At 242 rooms, Miyakojima Tokyu Hotel & Resorts belongs to the latter category. That scale enables infrastructure that smaller properties cannot sustain: multiple restaurant formats, pools sized for genuine leisure rather than aesthetic photography, and the kind of staffing depth that keeps operations consistent across a larger guest count. For families or groups traveling together, the calculus often favors this model over the boutique alternative. For solo travelers or couples seeking concentrated quiet, properties like Sankara Hotel & Spa Yakushima or Zaborin in Kutchan operate in a different register entirely.
Within Miyako Island specifically, the 242-room count makes this one of the larger resort footprints on the island. Miyako does not have the resort density of Naha's outskirts or the Motobu Peninsula, which means even a large property benefits from the island's relatively controlled development pace. Halekulani Okinawa and The Terrace Club Wellness Thalasso at Busena operate on the main island with comparable scale but face a different competitive density around them.

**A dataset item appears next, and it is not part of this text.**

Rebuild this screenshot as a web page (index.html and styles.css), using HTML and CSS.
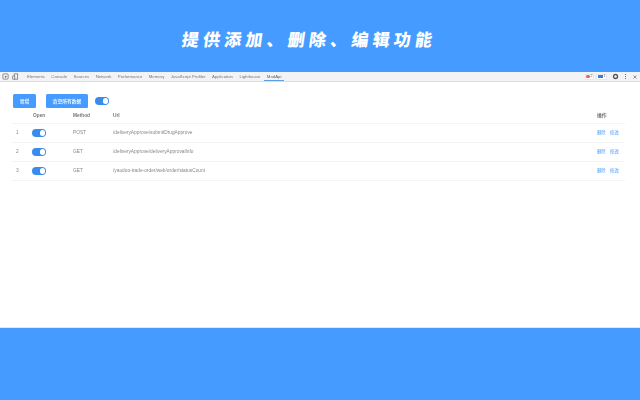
FILE: index.html
```html
<!DOCTYPE html>
<html lang="zh">
<head>
<meta charset="utf-8">
<title>ModApi</title>
<link rel="stylesheet" href="styles.css">
</head>
<body>
<header class="hero"><h1>提供添加、删除、编辑功能</h1></header>
<main class="panel">
  <nav class="toolbar">
    <svg class="tool-icon" viewBox="0 0 8 8"><rect x="1" y="1" width="6" height="6" rx="1" fill="none" stroke="#666" stroke-width=".8"/><path d="M3 3l3 1.2-1.2.5L4.300 6z" fill="#555"/></svg>
    <svg class="tool-icon" viewBox="0 0 8 8"><rect x="2.500" y="1" width="4" height="6" fill="none" stroke="#666" stroke-width=".8"/><rect x=".8" y="3.500" width="2.400" height="3.500" fill="#eee" stroke="#666" stroke-width=".7"/></svg>
    <div class="tabs">
      <span class="tab">Elements</span>
      <span class="tab">Console</span>
      <span class="tab">Sources</span>
      <span class="tab">Network</span>
      <span class="tab">Performance</span>
      <span class="tab">Memory</span>
      <span class="tab">JavaScript Profiler</span>
      <span class="tab">Application</span>
      <span class="tab">Lighthouse</span>
      <span class="tab active">ModApi</span>
    </div>
    <div class="status">
      <span class="badge"><i class="dot"></i>2</span>
      <span class="badge"><i class="msg"></i>1</span>
      <svg class="gear" viewBox="0 0 8 8"><circle cx="4" cy="4" r="2.300" fill="none" stroke="#555" stroke-width="1.500"/></svg>
      <span class="more"><i></i><i></i><i></i></span>
      <svg class="close" viewBox="0 0 8 8"><path d="M2 2l4 4M6 2l-4 4" stroke="#666" stroke-width=".9"/></svg>
    </div>
  </nav>
  <section class="content">
    <div class="actions">
      <button class="btn add">新增</button>
      <button class="btn clear">清空所有数据</button>
      <span class="switch"></span>
    </div>
    <div class="row head">
      <span></span><span>Open</span><span>Method</span><span>Url</span><span>操作</span>
    </div>
    <div class="row">
      <span>1</span><span><i class="switch"></i></span><span>POST</span><span>/deliveryApprove/submitDrugApprove</span>
      <span class="links"><a>删除</a><a>修改</a></span>
    </div>
    <div class="row">
      <span>2</span><span><i class="switch"></i></span><span>GET</span><span>/deliveryApprove/deliveryApprovalInfo</span>
      <span class="links"><a>删除</a><a>修改</a></span>
    </div>
    <div class="row">
      <span>3</span><span><i class="switch"></i></span><span>GET</span><span>/yaudoo-trade-order/web/order/statusCount</span>
      <span class="links"><a>删除</a><a>修改</a></span>
    </div>
  </section>
</main>
<footer class="foot"></footer>
</body>
</html>
```
FILE: styles.css
```css
* { box-sizing: border-box; }
html, body { margin: 0; height: 400px; overflow: hidden; }
body {
  background: #459bff;
  font-family: "Noto Sans CJK SC", "Liberation Sans", sans-serif;
  display: flex;
  flex-direction: column;
}
.hero {
  height: 72px;
  display: flex;
  align-items: center;
  justify-content: center;
  flex: none;
  padding-right: 22px;
}
.hero h1 {
  margin: 0 0 -6px 0;
  padding-bottom: 2px;
  color: #fff;
  font: 900 17px/1 "Noto Sans CJK SC", sans-serif;
  letter-spacing: 4.200px;
  transform: skewX(-8deg);
}
.panel {
  height: 256px;
  flex: none;
  background: #fff;
  border-bottom: 1px solid #f3e4cc;
  display: flex;
  flex-direction: column;
}
.toolbar {
  height: 9px;
  flex: none;
  background: #f2f3f4;
  border-bottom: 1px solid #dcdfe2;
  display: flex;
  align-items: center;
  padding-left: 2px;
  gap: 3px;
  box-sizing: content-box;
  filter: blur(.35px);
}
.tool-icon { width: 7px; height: 7px; display: block; }
.tabs {
  display: flex;
  flex: 1;
  height: 100%;
  margin-left: 5px;
  gap: 6.400px;
  font: 4.300px/9px "Liberation Sans", sans-serif;
  color: #777;
}
.tab { white-space: nowrap; }
.active {
  margin-left: -3px;
  padding: 0 3px;
  color: #666;
  height: 9px;
  border-bottom: 1px solid #5b9fe6;
}
.status { display: flex; align-items: center; gap: 2px; padding-right: 2px; }
.badge {
  display: flex;
  align-items: center;
  gap: 1px;
  height: 6px;
  padding: 0 .5px;
  background: #fff;
  border: 1px solid #e6e8ea;
  font: 3.500px/1 "Liberation Sans", sans-serif;
  color: #666;
}
.dot { width: 3.500px; height: 3.500px; border-radius: 50%; background: #e35d6a; }
.msg { width: 5px; height: 3.500px; background: #3c7fd9; }
.gear { width: 7px; height: 7px; display: block; margin-left: 3px; }
.more { display: flex; flex-direction: column; gap: 1px; margin-left: 3.500px; }
.more i { width: 1px; height: 1px; background: #777; display: block; }
.close { width: 6px; height: 6px; display: block; margin-left: 4.500px; }
.content {
  padding: 12px 0 0 12px;
  width: 625px;
  filter: blur(.4px);
}
.actions { display: flex; align-items: center; height: 14px; padding-left: 1px; }
.btn {
  border: 0;
  padding: 0;
  height: 14px;
  background: #459bff;
  color: #fff;
  border-radius: 1.500px;
  font: 500 4.800px/14px "Noto Sans CJK SC", sans-serif;
}
.add { width: 23px; margin-right: 10px; }
.clear { width: 42px; margin-right: 7px; }
.switch {
  display: block;
  position: relative;
  width: 14px;
  height: 7.500px;
  border-radius: 4px;
  background: #3a8bee;
}
.switch::after {
  content: "";
  position: absolute;
  right: 1px;
  top: 1px;
  width: 5.500px;
  height: 5.500px;
  border-radius: 50%;
  background: #fff;
}
.row {
  display: grid;
  grid-template-columns: 20px 41px 40px 484px 1fr;
  align-items: center;
  height: 19px;
  border-bottom: 1px solid #f3f4f6;
  font: 4.800px/1 "Liberation Sans", "Noto Sans CJK SC", sans-serif;
  color: #888;
  white-space: nowrap;
}
.row > span:first-child { padding-left: 4px; }
.head {
  height: 16px;
  font-weight: 700;
  color: #777;
  padding-top: 1px;
}
.head > span:nth-child(2) { padding-left: 1px; }
.links {
  display: flex;
  gap: 4.500px;
  margin-bottom: 2px;
  color: #6db0fb;
  font: 500 4.300px/1 "Noto Sans CJK SC", sans-serif;
}
```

The Water and What It Implies
Miyako Island's reputation in Japan's domestic travel market rests almost entirely on water quality. The island's reefs, particularly around Yabiji, one of the largest coral reef systems in Japanese waters, draw divers from across East Asia, and the shallow turquoise flats near the southern and western coasts have made the island a reference point for clear-water beach photography. A resort address on Miyako carries that association by default, but proximity to specific beach access points still varies considerably across the island's accommodation options.
For guests whose primary activity itinerary involves snorkeling, diving, or extended time on the water, the relevant logistical question is the hotel's beach access and water sports programming. Miyakojima Airport is the arrival point for most international and domestic travelers, and the island's road network is manageable by rental car, which remains the most practical way to cover the distance between accommodation and the island's various beaches and dive sites. Fusaki Beach Resort Hotel & Villas on Ishigaki, the neighboring island to the southwest, offers a useful point of comparison for travelers considering which island in the Yaeyama-Miyako region leading suits their priorities.
Placing It Against Japan's Resort Spectrum
Japan's premium resort market has expanded considerably over the past 15 years, with international-brand entries in Tokyo and Kyoto, Bvlgari Hotel Tokyo, HOTEL THE MITSUI KYOTO, pulling attention toward urban luxury while island and onsen destinations have developed more quietly. Properties in the Aman network, including Amanemu in Mie, set a benchmark for nature-access resort design that has influenced how premium island properties position themselves. The traditional ryokan format, represented at its highest tier by properties like Gora Kadan in Hakone, Asaba in Izu, and Araya Totoan in Kaga, represents a parallel premium tier that operates on entirely different spatial and service logic.
Miyakojima Tokyu Hotel & Resorts sits in a distinct third category: the Japanese chain-affiliated beach resort, where the Tokyu Hotels brand signals professional operational consistency rather than boutique individualism or ryokan heritage. Travelers who value reliability, known service standards, and broad amenity coverage across a full-service property will find that framing reassuring. Travelers seeking the kind of design specificity found at Benesse House in Naoshima or the thermal programming at ANA InterContinental Beppu Resort & Spa are looking at a different tier of differentiation.
Planning the Stay
Miyako Island's peak season runs from late April through September, when water temperatures and visibility are at their most favorable for marine activities. The typhoon window, typically July through October, introduces weather variability that can affect outdoor programming and ferry connections between the surrounding islands. Booking a Miyako stay during the Golden Week holiday period in early May requires planning several months ahead, as domestic Japanese travel demand concentrates sharply during that window. The shoulder months of March-April and October-November offer improved availability and moderate weather, making them the practical choice for travelers with flexible timing.
Access to the property runs through Miyakojima Airport, which receives direct flights from Tokyo (Haneda and Narita), Osaka, and Naha. Naha serves as the regional hub for travelers arriving from elsewhere in Japan or connecting internationally. From Naha, the Miyako flight adds roughly 45 minutes. Rental car access from the airport is direct, and the island's road network, including the bridges to Irabu Island and Shimoji Island, opens additional coastal options for guests willing to drive.
Travelers also comparing options in neighboring island chains should look at Jusandi in Ishigaki for a sense of how the smaller-footprint, design-led alternative operates within the same geographic region.